# What to produce:
All of the lines below are to be printed again exactly; images are excluded from the output.

━━━ Given material ━━━

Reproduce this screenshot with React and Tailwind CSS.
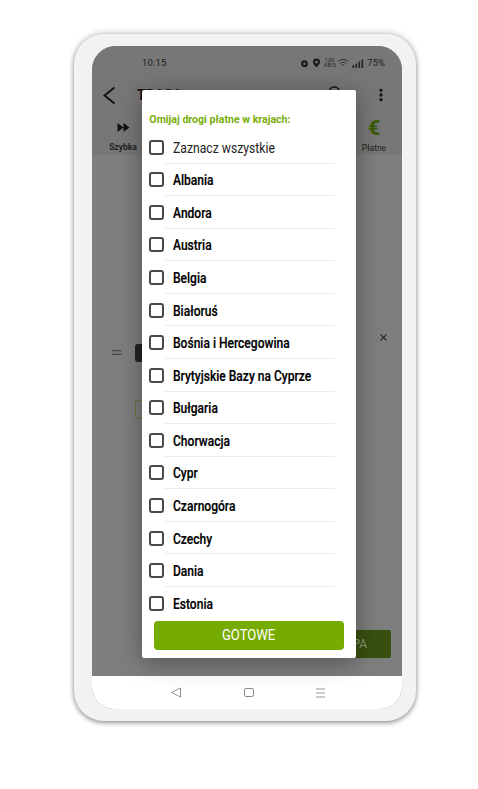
import { Search, EllipsisVertical, X, Equal } from "lucide-react";

const COUNTRIES = [
  "Albania",
  "Andora",
  "Austria",
  "Belgia",
  "Białoruś",
  "Bośnia i Hercegowina",
  "Brytyjskie Bazy na Cyprze",
  "Bułgaria",
  "Chorwacja",
  "Cypr",
  "Czarnogóra",
  "Czechy",
  "Dania",
  "Estonia",
];

const Row = ({ label, bold, last }) => (
  <div className="h-[32.57px] flex items-center relative shrink-0">
    <div className="w-[15px] h-[15px] ml-[7px] rounded-[3px] border-2 border-[#4a4a4a] bg-white shrink-0" />
    <span
      className={
        "ml-[8.5px] pt-px text-[14px] leading-none whitespace-nowrap origin-left " +
        (bold ? "font-medium text-black scale-x-[0.86] [-webkit-text-stroke:0.2px_#000]" : "font-normal scale-x-[0.87] text-[#222]")
      }
    >
      {label}
    </span>
    {!last && <div className="absolute left-[23px] right-[21px] bottom-0 h-px bg-[#ececec]" />}
  </div>
);

const App = () => {
  return (
    <div className="w-[478px] h-[789px] bg-white overflow-hidden pt-[34px] pl-[74px] font-['Roboto',sans-serif]">
      {/* phone frame */}
      <div className="w-[342px] h-[687px] rounded-[30px] bg-[#f4f2f0] pt-[12px] pl-[18px] pr-[14px] shadow-[0_2px_5px_rgba(0,0,0,0.4),0_-2px_6px_rgba(0,0,0,0.14)]">
        <div className="relative w-[310px] h-[663px] rounded-t-[24px] rounded-b-[22px] overflow-hidden bg-[#7c7c7c] flex flex-col">
          {/* status bar */}
          <div className="h-[33px] shrink-0 flex items-center pl-[50px] pr-[17px] pt-[1px] text-[#1c1c1c] bg-[#777]">
            <span className="text-[9.5px] tracking-[0.2px]">10:15</span>
            <div className="ml-auto flex items-center gap-[3px] text-[9.5px]">
              <svg width="9" height="9" viewBox="0 0 10 10">
                <circle cx="5" cy="5.3" r="3.8" fill="#1c1c1c" />
                <circle cx="5" cy="5.3" r="1.5" fill="#666" />
              </svg>
              <svg width="9" height="10" viewBox="0 0 10 11">
                <path d="M5 0.5a4 4 0 0 1 4 4c0 2.5-4 6-4 6s-4-3.500-4-6a4 4 0 0 1 4-4z" fill="#1c1c1c" />
                <circle cx="5" cy="4.5" r="1.500" fill="#777" />
              </svg>
              <span className="text-[5px] leading-[5px] text-center w-[10px]">1,00<br />KB/S</span>
              <svg width="12" height="10" viewBox="0 0 12 10" fill="none" stroke="#333" strokeWidth="1">
                <path d="M1 3.500a7 7 0 0 1 10 0M2.800 5.500a4.500 4.500 0 0 1 6.400 0M4.500 7.300a2 2 0 0 1 3 0" />
              </svg>
              <svg width="12" height="9" viewBox="0 0 12 9" fill="#222">
                <rect x="0.500" y="6" width="1.600" height="3" />
                <rect x="3.500" y="4.500" width="1.600" height="4.500" />
                <rect x="6.500" y="2.500" width="1.600" height="6.500" />
                <rect x="9.500" y="0.500" width="1.600" height="8.500" />
              </svg>
              <span>75%</span>
            </div>
          </div>

          {/* header */}
          <div className="h-[32px] shrink-0 flex items-center pl-[11px] pr-[13px] bg-[#777] text-[#111]">
            <svg width="13" height="19" viewBox="0 0 13 19" fill="none" stroke="currentColor" strokeWidth="2">
              <path d="M11.500 1.500 1.500 9.500l10 8" />
            </svg>
            <span className="ml-[21px] text-[14px] font-bold">TRASA</span>
            <Search size={16} strokeWidth={2} className="ml-auto mr-[30px] -mt-[4px]" />
            <EllipsisVertical size={16} strokeWidth={3} />
          </div>

          {/* route options */}
          <div className="h-[44px] shrink-0 flex justify-between pl-[18px] pr-[15px] pt-[3px] bg-[#777]">
            <div className="flex flex-col items-center w-[26px]">
              <svg className="mt-[9px]" width="13" height="9" viewBox="0 0 13 9" fill="#111">
                <path d="M0.500 0 6.500 4.500 0.500 9zM6.500 0l6 4.500-6 4.500z" />
              </svg>
              <span className="mt-[10px] text-[8.5px] leading-[10px] font-bold text-[#222]">Szybka</span>
            </div>
            <div className="flex flex-col items-center w-[26px]">
              <span className="mt-[3px] text-[21px] leading-[22px] font-black text-[#3c5c08]">€</span>
              <span className="mt-[4px] text-[8.5px] leading-[10px] text-[#222]">Płatne</span>
            </div>
          </div>

          {/* list behind dialog */}
          <div className="flex-1 flex flex-col bg-[#7e7e7e]">
            <div className="mt-[172px] flex items-start pl-[17px] pr-[13px]">
              <Equal size={15} strokeWidth={2} className="text-[#444] mt-[18px]" />
              <div className="w-[14px] h-[18px] ml-[11px] mt-[17px] rounded-[3px] bg-[#222]" />
              <X size={11} strokeWidth={2.2} className="ml-auto mt-[5px] text-[#111]" />
            </div>
            <div className="mt-[38px] ml-[43px] w-[14px] h-[19px] rounded-[3px] border border-[#5f7a3c]" />
            <div className="mt-auto mb-[18px] ml-auto mr-[11px] w-[60px] h-[28px] rounded-[2px] bg-[#38500f] flex items-center justify-end pr-[24px] text-[12px] text-[#8a9a78]">
              PA
            </div>
          </div>

          {/* nav bar */}
          <div className="h-[33px] shrink-0 bg-white flex items-center pl-[78px] text-[#8a8a8a]">
            <svg width="12" height="11" viewBox="0 0 12 11" fill="none" stroke="currentColor" strokeWidth="0.900">
              <path d="M10.500 1 1.500 5.500l9 4.500z" />
            </svg>
            <div className="ml-[62px] w-[10px] h-[9px] rounded-[2px] border border-current" />
            <svg className="ml-[61px]" width="11" height="10" viewBox="0 0 11 10" stroke="currentColor" strokeWidth="0.900">
              <path d="M1 1h9M1 5h9M1 9h9" />
            </svg>
          </div>

          {/* dialog */}
          <div className="absolute left-[50px] top-[44px] w-[214px] h-[568px] bg-white rounded-[2px] shadow-[0_4px_24px_rgba(0,0,0,0.35)] flex flex-col">
            <div className="h-[41px] shrink-0 pl-[8px] pt-[23px] text-[11.5px] leading-[12px] font-bold text-[#79ae0c] whitespace-nowrap origin-left scale-x-[0.92]">
              Omijaj drogi płatne w krajach:
            </div>
            <Row label="Zaznacz wszystkie" />
            {COUNTRIES.map((c, i) => (
              <Row key={c} label={c} bold last={i === COUNTRIES.length - 1} />
            ))}
            <button className="mt-[2px] mx-[12px] h-[29px] rounded-[4px] bg-[#76ab00] text-white text-[14.5px] leading-none flex items-center justify-center">
              <span className="scale-x-[0.9]">GOTOWE</span>
            </button>
          </div>
        </div>
      </div>
    </div>
  );
};

export default App;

━━━

# Final result:
Reproduce this screenshot with React and Tailwind CSS.
import { Search, EllipsisVertical, X, Equal } from "lucide-react";

const COUNTRIES = [
  "Albania",
  "Andora",
  "Austria",
  "Belgia",
  "Białoruś",
  "Bośnia i Hercegowina",
  "Brytyjskie Bazy na Cyprze",
  "Bułgaria",
  "Chorwacja",
  "Cypr",
  "Czarnogóra",
  "Czechy",
  "Dania",
  "Estonia",
];

const Row = ({ label, bold, last }) => (
  <div className="h-[32.57px] flex items-center relative shrink-0">
    <div className="w-[15px] h-[15px] ml-[7px] rounded-[3px] border-2 border-[#4a4a4a] bg-white shrink-0" />
    <span
      className={
        "ml-[8.5px] pt-px text-[14px] leading-none whitespace-nowrap origin-left " +
        (bold ? "font-medium text-black scale-x-[0.86] [-webkit-text-stroke:0.2px_#000]" : "font-normal scale-x-[0.87] text-[#222]")
      }
    >
      {label}
    </span>
    {!last && <div className="absolute left-[23px] right-[21px] bottom-0 h-px bg-[#ececec]" />}
  </div>
);

const App = () => {
  return (
    <div className="w-[478px] h-[789px] bg-white overflow-hidden pt-[34px] pl-[74px] font-['Roboto',sans-serif]">
      {/* phone frame */}
      <div className="w-[342px] h-[687px] rounded-[30px] bg-[#f4f2f0] pt-[12px] pl-[18px] pr-[14px] shadow-[0_2px_5px_rgba(0,0,0,0.4),0_-2px_6px_rgba(0,0,0,0.14)]">
        <div className="relative w-[310px] h-[663px] rounded-t-[24px] rounded-b-[22px] overflow-hidden bg-[#7c7c7c] flex flex-col">
          {/* status bar */}
          <div className="h-[33px] shrink-0 flex items-center pl-[50px] pr-[17px] pt-[1px] text-[#1c1c1c] bg-[#777]">
            <span className="text-[9.5px] tracking-[0.2px]">10:15</span>
            <div className="ml-auto flex items-center gap-[3px] text-[9.5px]">
              <svg width="9" height="9" viewBox="0 0 10 10">
                <circle cx="5" cy="5.3" r="3.8" fill="#1c1c1c" />
                <circle cx="5" cy="5.3" r="1.5" fill="#666" />
              </svg>
              <svg width="9" height="10" viewBox="0 0 10 11">
                <path d="M5 0.5a4 4 0 0 1 4 4c0 2.5-4 6-4 6s-4-3.500-4-6a4 4 0 0 1 4-4z" fill="#1c1c1c" />
                <circle cx="5" cy="4.5" r="1.500" fill="#777" />
              </svg>
              <span className="text-[5px] leading-[5px] text-center w-[10px]">1,00<br />KB/S</span>
              <svg width="12" height="10" viewBox="0 0 12 10" fill="none" stroke="#333" strokeWidth="1">
                <path d="M1 3.500a7 7 0 0 1 10 0M2.800 5.500a4.500 4.500 0 0 1 6.400 0M4.500 7.300a2 2 0 0 1 3 0" />
              </svg>
              <svg width="12" height="9" viewBox="0 0 12 9" fill="#222">
                <rect x="0.500" y="6" width="1.600" height="3" />
                <rect x="3.500" y="4.500" width="1.600" height="4.500" />
                <rect x="6.500" y="2.500" width="1.600" height="6.500" />
                <rect x="9.500" y="0.500" width="1.600" height="8.500" />
              </svg>
              <span>75%</span>
            </div>
          </div>

          {/* header */}
          <div className="h-[32px] shrink-0 flex items-center pl-[11px] pr-[13px] bg-[#777] text-[#111]">
            <svg width="13" height="19" viewBox="0 0 13 19" fill="none" stroke="currentColor" strokeWidth="2">
              <path d="M11.500 1.500 1.500 9.500l10 8" />
            </svg>
            <span className="ml-[21px] text-[14px] font-bold">TRASA</span>
            <Search size={16} strokeWidth={2} className="ml-auto mr-[30px] -mt-[4px]" />
            <EllipsisVertical size={16} strokeWidth={3} />
          </div>

          {/* route options */}
          <div className="h-[44px] shrink-0 flex justify-between pl-[18px] pr-[15px] pt-[3px] bg-[#777]">
            <div className="flex flex-col items-center w-[26px]">
              <svg className="mt-[9px]" width="13" height="9" viewBox="0 0 13 9" fill="#111">
                <path d="M0.500 0 6.500 4.500 0.500 9zM6.500 0l6 4.500-6 4.500z" />
              </svg>
              <span className="mt-[10px] text-[8.5px] leading-[10px] font-bold text-[#222]">Szybka</span>
            </div>
            <div className="flex flex-col items-center w-[26px]">
              <span className="mt-[3px] text-[21px] leading-[22px] font-black text-[#3c5c08]">€</span>
              <span className="mt-[4px] text-[8.5px] leading-[10px] text-[#222]">Płatne</span>
            </div>
          </div>

          {/* list behind dialog */}
          <div className="flex-1 flex flex-col bg-[#7e7e7e]">
            <div className="mt-[172px] flex items-start pl-[17px] pr-[13px]">
              <Equal size={15} strokeWidth={2} className="text-[#444] mt-[18px]" />
              <div className="w-[14px] h-[18px] ml-[11px] mt-[17px] rounded-[3px] bg-[#222]" />
              <X size={11} strokeWidth={2.2} className="ml-auto mt-[5px] text-[#111]" />
            </div>
            <div className="mt-[38px] ml-[43px] w-[14px] h-[19px] rounded-[3px] border border-[#5f7a3c]" />
            <div className="mt-auto mb-[18px] ml-auto mr-[11px] w-[60px] h-[28px] rounded-[2px] bg-[#38500f] flex items-center justify-end pr-[24px] text-[12px] text-[#8a9a78]">
              PA
            </div>
          </div>

          {/* nav bar */}
          <div className="h-[33px] shrink-0 bg-white flex items-center pl-[78px] text-[#8a8a8a]">
            <svg width="12" height="11" viewBox="0 0 12 11" fill="none" stroke="currentColor" strokeWidth="0.900">
              <path d="M10.500 1 1.500 5.500l9 4.500z" />
            </svg>
            <div className="ml-[62px] w-[10px] h-[9px] rounded-[2px] border border-current" />
            <svg className="ml-[61px]" width="11" height="10" viewBox="0 0 11 10" stroke="currentColor" strokeWidth="0.900">
              <path d="M1 1h9M1 5h9M1 9h9" />
            </svg>
          </div>

          {/* dialog */}
          <div className="absolute left-[50px] top-[44px] w-[214px] h-[568px] bg-white rounded-[2px] shadow-[0_4px_24px_rgba(0,0,0,0.35)] flex flex-col">
            <div className="h-[41px] shrink-0 pl-[8px] pt-[23px] text-[11.5px] leading-[12px] font-bold text-[#79ae0c] whitespace-nowrap origin-left scale-x-[0.92]">
              Omijaj drogi płatne w krajach:
            </div>
            <Row label="Zaznacz wszystkie" />
            {COUNTRIES.map((c, i) => (
              <Row key={c} label={c} bold last={i === COUNTRIES.length - 1} />
            ))}
            <button className="mt-[2px] mx-[12px] h-[29px] rounded-[4px] bg-[#76ab00] text-white text-[14.5px] leading-none flex items-center justify-center">
              <span className="scale-x-[0.9]">GOTOWE</span>
            </button>
          </div>
        </div>
      </div>
    </div>
  );
};

export default App;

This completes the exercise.